I used to do the same thing, hold on to this dream... I have given it up meanwhile, and in my case it has been a good thing. Within the last three years I've done a lot of work on the adult part of me, meaning looking at me the adult and what me the adult does, thinks, believes, etc. For me, now, I must say, I don't believe in "happily ever after" anymore, and I'm not refering to marriage, but rather to the dream (which it really was) of being together "forever". Meanwhile, I have come to realize that people do change. Sometimes it's illness, sometimes it's just life, sometimes it's just that they want something they didn't want before and that pops out of nowhere... There are so many variables in the mix of life, that nobody, including me, can know or control what will happen.

There's a quote: "Life is what happens while you're busy making other plans." No clue who from. But I do relate. Which is not to say that I'd be interested short-term only. Just trying to say that I am much more in the here and now now and that the things that happen now are the things that truly matter. Tomorrow is tomorrow, in a way it is just as unreal as is an illusion.

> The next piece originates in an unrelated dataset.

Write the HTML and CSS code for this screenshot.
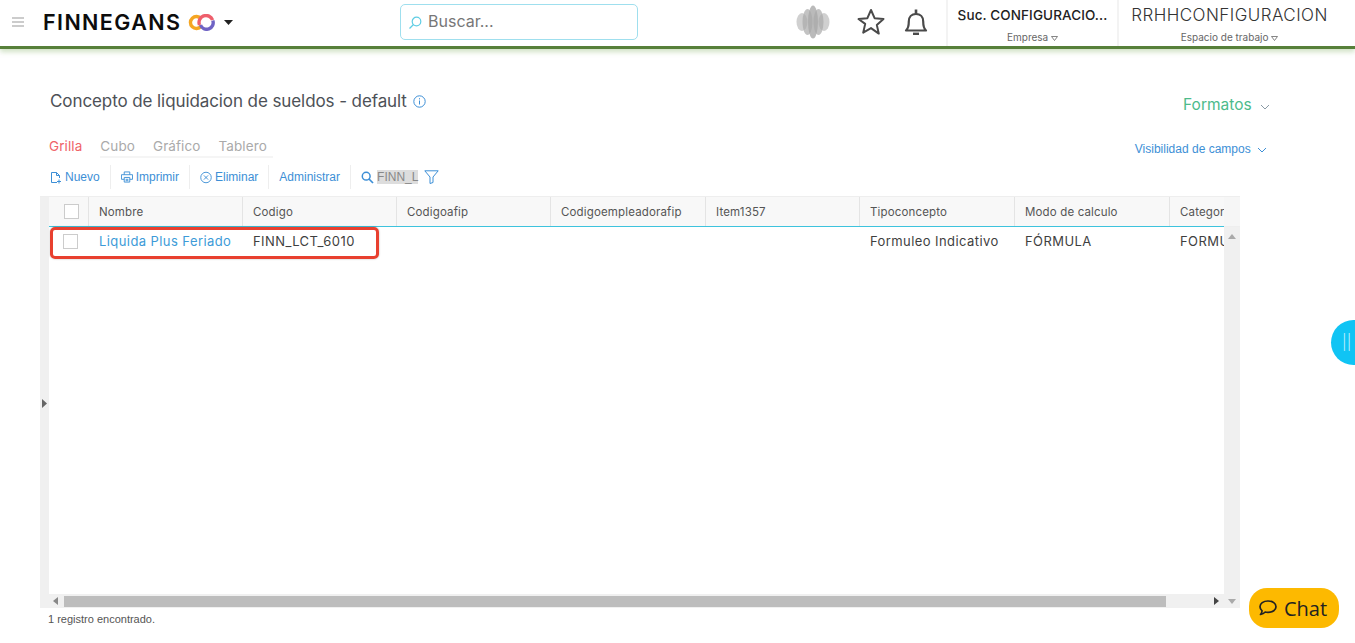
FILE: index.html
```html
<!DOCTYPE html>
<html lang="es">
<head>
<meta charset="utf-8">
<title>Concepto de liquidacion de sueldos</title>
<link rel="stylesheet" href="styles.css">
</head>
<body>
<header class="topbar">
  <div class="brand">
    <svg class="burger" width="12" height="10" viewBox="0 0 12 10"><path d="M0 1h12M0 5h12M0 9h12" stroke="#999" stroke-width="1"/></svg>
    <span class="logo-text">FINNEGANS</span>
    <svg class="logo-mark" width="28" height="17" viewBox="0 0 28 17" fill="none"><path d="M13 4.600A6 6 0 1 0 13 12.400" stroke="#f5a623" stroke-width="3.400"/><path d="M11.500 11A6 6 0 0 1 24.600 6" stroke="#ee5f6c" stroke-width="3.400"/><path d="M24.800 6.500A6 6 0 0 1 12.500 11" stroke="#6f63c4" stroke-width="3.400"/></svg>
    <svg class="caret" width="9" height="5" viewBox="0 0 9 5"><path d="M0 0h9L4.500 5z" fill="#222"/></svg>
  </div>
  <div class="search">
    <svg width="14" height="14" viewBox="0 0 14 14" fill="none"><circle cx="8.500" cy="5.500" r="4.300" stroke="#5fcde4" stroke-width="1.200"/><path d="M5.500 8.500L1.500 12.500" stroke="#5fcde4" stroke-width="1.200"/></svg>
    <span>Buscar...</span>
  </div>
  <div class="top-actions">
    <svg class="orb" width="34" height="34" viewBox="0 0 34 34"><g fill="#a9a9a9"><ellipse cx="6" cy="17" rx="5.500" ry="9" opacity=".55"/><ellipse cx="11.500" cy="17" rx="5" ry="13" opacity=".7"/><ellipse cx="17" cy="17" rx="5" ry="16.500" opacity=".8"/><ellipse cx="22.500" cy="17" rx="5" ry="13" opacity=".7"/><ellipse cx="28" cy="17" rx="5.500" ry="9" opacity=".55"/></g></svg>
    <svg class="star" width="28" height="27" viewBox="0 0 28 27" fill="none"><path d="M14 2l3.600 8.200 8.900.8-6.700 5.900 2 8.700L14 20.100l-7.800 4.500 2-8.700L1.500 11l8.900-.8z" stroke="#4a4a4a" stroke-width="2" stroke-linejoin="round"/></svg>
    <svg class="bell" width="24" height="27" viewBox="0 0 24 27" fill="none"><path d="M2 22.500c2.300-2 2.800-4.500 2.800-9 0-4.500 2.900-7.500 7.200-7.500s7.200 3 7.200 7.500c0 4.500.5 7 2.800 9z" stroke="#4a4a4a" stroke-width="2.200" stroke-linejoin="round"/><path d="M12 1.500v4.500" stroke="#4a4a4a" stroke-width="2.600"/><path d="M9 25.800h6" stroke="#4a4a4a" stroke-width="2.400"/></svg>
  </div>
  <div class="ctx ctx-company">
    <span class="ctx-main ctx-bold">Suc. CONFIGURACIO...</span>
    <span class="ctx-sub">Empresa <svg width="7" height="5" viewBox="0 0 7 5" fill="none"><path d="M.5.500h6L3.500 4.500z" stroke="#666" stroke-width=".8"/></svg></span>
  </div>
  <div class="ctx ctx-space">
    <span class="ctx-main">RRHHCONFIGURACION</span>
    <span class="ctx-sub">Espacio de trabajo <svg width="7" height="5" viewBox="0 0 7 5" fill="none"><path d="M.5.500h6L3.500 4.500z" stroke="#666" stroke-width=".8"/></svg></span>
  </div>
</header>

<main class="page">
  <div class="title-row">
    <h1 class="title">Concepto de liquidacion de sueldos - default</h1>
    <svg class="info" width="13" height="13" viewBox="0 0 13 13" fill="none"><circle cx="6.500" cy="6.500" r="5.700" stroke="#3d8fd6" stroke-width="1"/><path d="M6.500 5.500v4M6.500 3.200v1.200" stroke="#3d8fd6" stroke-width="1"/></svg>
    <span class="formats">Formatos <svg width="10" height="6" viewBox="0 0 10 6" fill="none"><path d="M1 1l4 4 4-4" stroke="#8a9aa5" stroke-width="1"/></svg></span>
  </div>

  <div class="tabs-row">
    <nav class="tabs">
      <span class="tab tab-active">Grilla</span>
      <span class="tab-group"><span class="tab">Cubo</span><span class="tab">Gráfico</span><span class="tab">Tablero</span></span>
    </nav>
    <span class="visibility">Visibilidad de campos <svg width="10" height="6" viewBox="0 0 10 6" fill="none"><path d="M1 1l4 4 4-4" stroke="#3d8fd6" stroke-width="1"/></svg></span>
  </div>

  <div class="toolbar">
    <span class="tool"><svg width="12" height="13" viewBox="0 0 12 13" fill="none"><path d="M7 11.500H1.500v-10h5l3 3V7M6.500 1.500v3h3M9 8.500v4M7 10.500h4" stroke="#3d8fd6" stroke-width="1"/></svg>Nuevo</span>
    <span class="tool"><svg width="12" height="12" viewBox="0 0 13 12" fill="none"><path d="M3.500 3.500v-3h6v3M3.500 8.500h-3v-5h12v5h-3M3.500 6.500h6v5h-6zM5 8.500h3M5 10h3" stroke="#3d8fd6" stroke-width="1"/></svg>Imprimir</span>
    <span class="tool"><svg width="12" height="13" viewBox="0 0 13 13" fill="none"><circle cx="6.500" cy="6.500" r="5.700" stroke="#3d8fd6" stroke-width="1"/><path d="M4.200 4.200l4.600 4.600M8.800 4.200l-4.600 4.600" stroke="#3d8fd6" stroke-width="1"/></svg>Eliminar</span>
    <span class="tool">Administrar</span>
    <span class="tool tool-last"><svg width="13" height="13" viewBox="0 0 13 13" fill="none"><circle cx="5.200" cy="5.200" r="3.900" stroke="#3d8fd6" stroke-width="1.500"/><path d="M8 8l4 4" stroke="#3d8fd6" stroke-width="1.700"/></svg><span class="filter-value">FINN_L</span><svg class="funnel" width="15" height="14" viewBox="0 0 15 14" fill="none"><path d="M.8.800h13.400L9 7v5.500l-3 1V7z" stroke="#3d8fd6" stroke-width="1"/></svg></span>
  </div>

  <section class="grid-wrap">
    <div class="grid-side"><svg width="5" height="9" viewBox="0 0 5 9"><path d="M0 0l5 4.500L0 9z" fill="#666"/></svg></div>
    <div class="grid-body">
      <div class="grid-view">
        <div class="row head-row">
          <div class="cell cell-check"><span class="check"></span></div>
          <div class="cell">Nombre</div>
          <div class="cell">Codigo</div>
          <div class="cell">Codigoafip</div>
          <div class="cell">Codigoempleadorafip</div>
          <div class="cell">Item1357</div>
          <div class="cell">Tipoconcepto</div>
          <div class="cell">Modo de calculo</div>
          <div class="cell cell-clip">Categoria</div>
        </div>
        <div class="row data-row">
          <div class="cell cell-check"><span class="check"></span></div>
          <div class="cell cell-link">Liquida Plus Feriado</div>
          <div class="cell">FINN_LCT_6010</div>
          <div class="cell"></div>
          <div class="cell"></div>
          <div class="cell"></div>
          <div class="cell">Formuleo Indicativo</div>
          <div class="cell">FÓRMULA</div>
          <div class="cell cell-clip">FORMULA</div>
        </div>
        <div class="highlight"></div>
      </div>
      <div class="vscroll">
        <div class="vscroll-head"></div>
        <svg class="arrow-up" width="8" height="5" viewBox="0 0 8 5"><path d="M0 5l4-5 4 5z" fill="#aaa"/></svg>
      </div>
      <div class="hscroll">
        <svg width="5" height="8" viewBox="0 0 5 8"><path d="M5 0v8L0 4z" fill="#888"/></svg>
        <div class="hscroll-track"><div class="hscroll-thumb"></div></div>
        <svg width="5" height="8" viewBox="0 0 5 8"><path d="M0 0v8l5-4z" fill="#444"/></svg>
        <svg class="arrow-down" width="8" height="5" viewBox="0 0 8 5"><path d="M0 0l4 5 4-5z" fill="#aaa"/></svg>
      </div>
    </div>
  </section>
  <p class="status">1 registro encontrado.</p>
</main>

<div class="side-pill"><span>||</span></div>
<div class="chat">
  <svg width="20" height="18" viewBox="0 0 20 18" fill="none"><path d="M10 2c4.700 0 8 2.500 8 5.700s-3.300 5.700-8 5.700c-1 0-2-.1-2.800-.4-1 1-2.500 2-4.700 2.500 1-1.100 1.500-2.300 1.600-3.700C2.900 10.800 2 9.300 2 7.700 2 4.500 5.300 2 10 2z" stroke="#222" stroke-width="1.700" stroke-linejoin="round"/></svg>
  <span>Chat</span>
</div>
</body>
</html>
```
FILE: styles.css
```css
* { box-sizing: border-box; }
html, body { margin: 0; height: 100%; overflow: hidden; }
body {
  position: relative;
  background: #fff;
  font-family: "Inter", "Liberation Sans", sans-serif;
  color: #444;
}

/* Top bar */
.topbar {
  display: flex;
  align-items: stretch;
  height: 49px;
  background: #fff;
  border-bottom: 3px solid #57803a;
  box-shadow: 0 3px 5px rgba(120, 170, 90, .35);
}
.brand {
  display: flex;
  align-items: center;
  width: 400px;
  padding: 0 0 2px 12px;
}
.burger { margin-right: 19px; }
.logo-text {
  font-size: 21.500px;
  font-weight: 600;
  color: #0c0c0c;
  letter-spacing: 1.400px;
  width: 140px;
  white-space: nowrap;
}
.logo-mark { margin-left: 5px; }
.caret { margin-left: 8px; }
.search {
  display: flex;
  align-items: center;
  gap: 6px;
  width: 238px;
  height: 36px;
  margin-top: 4px;
  padding: 0 0 2px 7px;
  border: 1px solid #9fdfee;
  border-radius: 5px;
  font-size: 16px;
  color: #777;
}
.search svg { margin-top: 4px; }
.top-actions {
  display: flex;
  align-items: center;
  width: 310px;
  padding: 0 0 3px 158px;
  border-right: 2px solid #f3f3f3;
}
.orb { flex: none; margin-right: 27px; }
.star { flex: none; margin-right: 19px; }
.bell { flex: none; }
.ctx {
  display: flex;
  flex-direction: column;
  align-items: center;
  white-space: nowrap;
  padding-top: 7px;
}
.ctx-company { width: 171px; border-right: 2px solid #f3f3f3; }
.ctx-space { width: 217px; }
.ctx-main { font-size: 14px; line-height: 17px; }
.ctx-space .ctx-main { font-size: 17px; font-weight: 300; letter-spacing: .45px; color: #333; margin-right: -4px; }
.ctx-bold { font-weight: 500; color: #222; font-size: 13.500px; letter-spacing: .1px; }
.ctx-sub { margin-top: 7px; font-size: 10px; line-height: 12px; color: #666; }
.ctx-space .ctx-sub { margin-right: -4px; }

/* Page */
.page { padding: 39px 0 0 40px; }
.title-row {
  display: flex;
  align-items: center;
  height: 26px;
  padding-left: 10px;
  width: 1230px;
}
.title {
  margin: 0;
  font-size: 17px;
  font-weight: 400;
  letter-spacing: -.09px;
  color: #4d5157;
  white-space: nowrap;
}
.info { margin-left: 6px; }
.formats {
  margin-left: auto;
  padding-top: 6px;
  font-size: 15.500px;
  color: #4dbb8b;
  white-space: nowrap;
}
.formats svg { margin-left: 4px; }
.tabs-row {
  display: flex;
  align-items: flex-start;
  justify-content: space-between;
  margin-top: 21px;
  padding-left: 9px;
  width: 1227px;
}
.tabs { display: flex; align-items: flex-start; font-size: 13.500px; letter-spacing: .1px; }
.tab { color: #aaa; white-space: nowrap; }
.tab-active { color: #ef6269; margin-right: 18px; line-height: 22px; }
.tab-group {
  display: flex;
  gap: 18px;
  padding-right: 6px;
  height: 23px;
  line-height: 22px;
  border-bottom: 2px solid #f5f5f5;
}
.visibility {
  padding-top: 7px;
  font: 12px "Liberation Sans", sans-serif;
  color: #3d8fd6;
  white-space: nowrap;
}
.visibility svg { margin-left: 3px; }
.toolbar {
  display: flex;
  align-items: center;
  height: 28px;
  margin-top: 5px;
  padding-left: 10px;
  font: 12px "Liberation Sans", sans-serif;
  color: #3d8fd6;
}
.tool {
  display: flex;
  align-items: center;
  gap: 3px;
  height: 24px;
  padding-right: 10px;
  margin-right: 10px;
  border-right: 1px solid #eee;
  white-space: nowrap;
}
.tool-last { border-right: 0; margin-right: 0; }
.filter-value { background: #ddd; color: #888; line-height: 14px; }
.funnel { margin-left: 3px; }

/* Grid */
.grid-wrap {
  display: flex;
  width: 1200px;
  height: 412px;
  margin-top: 5px;
  border-top: 1px solid #eee;
}
.grid-side {
  display: flex;
  align-items: center;
  flex: none;
  width: 9px;
  padding: 2px 0 0 2px;
  background: #f0f0f0;
}
.grid-body {
  display: grid;
  grid-template-columns: 1175px 16px;
  grid-template-rows: 397px 14px;
  flex: 1;
}
.grid-view { position: relative; overflow: hidden; background: #fff; }
.row {
  display: grid;
  grid-template-columns: 40px 154px 154px 154px 155px 154px 155px 155px 155px;
  font-size: 11.500px;
  letter-spacing: .15px;
  white-space: nowrap;
}
.head-row {
  height: 30px;
  background: #f8f8f8;
  border-bottom: 1px solid #3ec3dd;
}
.head-row .cell {
  display: flex;
  align-items: center;
  padding-left: 10px;
  border-right: 1px solid #e4e4e4;
  color: #555;
}
.data-row { height: 28px; font-size: 13px; letter-spacing: .42px; color: #3f3f3f; }
.data-row .cell {
  display: flex;
  align-items: center;
  padding-left: 10px;
}
.cell-check { padding-left: 15px !important; }
.data-row .cell-check { padding-left: 14px !important; }
.cell-link { color: #3d9bd8; }
.check {
  display: block;
  width: 15px;
  height: 15px;
  border: 1px solid #ccc;
  background: #fff;
}
.highlight {
  position: absolute;
  left: 1px;
  top: 30px;
  width: 329px;
  height: 32px;
  border: 3px solid #e8402f;
  border-radius: 5px;
  box-shadow: 0 0 2px rgba(0,0,0,.3);
}
.vscroll { position: relative; background: #f0f0f0; }
.vscroll-head { height: 30px; background: #f6f6f6; border-bottom: 1px solid #eee; }
.arrow-up { position: absolute; left: 4px; top: 37px; }
.hscroll {
  grid-column: 1 / 3;
  display: flex;
  align-items: center;
  gap: 3px;
  padding: 0 4px;
  background: #f0f0f0;
}
.hscroll-track { flex: 1; height: 11px; padding-left: 3px; }
.hscroll-thumb { width: 1102px; height: 11px; background: #bdbdbd; }
.arrow-down { margin-left: 6px; }
.status {
  margin: 5px 0 0 8px;
  font: 11px/13px "Liberation Sans", sans-serif;
  color: #555;
}

/* Floating */
.side-pill {
  position: absolute;
  right: 0;
  top: 320px;
  width: 24px;
  height: 45px;
  padding: 13px 0 0 11px;
  border-radius: 23px 0 0 23px;
  background: #10c4f4;
  color: #bfefff;
  font-size: 15px;
  line-height: 17px;
  font-weight: 300;
}
.chat {
  position: absolute;
  left: 1249px;
  top: 588px;
  display: flex;
  align-items: center;
  gap: 6px;
  width: 90px;
  height: 40px;
  padding-left: 9px;
  border-radius: 18px;
  background: #fdb900;
  color: #222;
  font-family: "Open Sans", sans-serif;
  font-size: 20px;
  font-weight: 500;
}
```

In my current phase 1 of a possible relationship this has been hard to do, stay in the here and now. I often feel I make mistakes and that causes me great fear. Do I do too little? Too much? Enough? What will he do? Is what he's doing too little? Too much? Enough? What do I want? Right now? I hardly ever have any answers. So, I just decide every time I have to decide, and not for the future. I used to plan ahead a lot (which phase 1 guy actually has been doing); now I don't. Now it's one step at a time and take it from there.
 
TB, thanks for your input.

They should love everything about you.

To be honest, I don't believe this anymore, but used to. Today, I'd say, they should respect all of who I am, as I think the term respect expresses best what I believe to be the most important for a healthy relationship.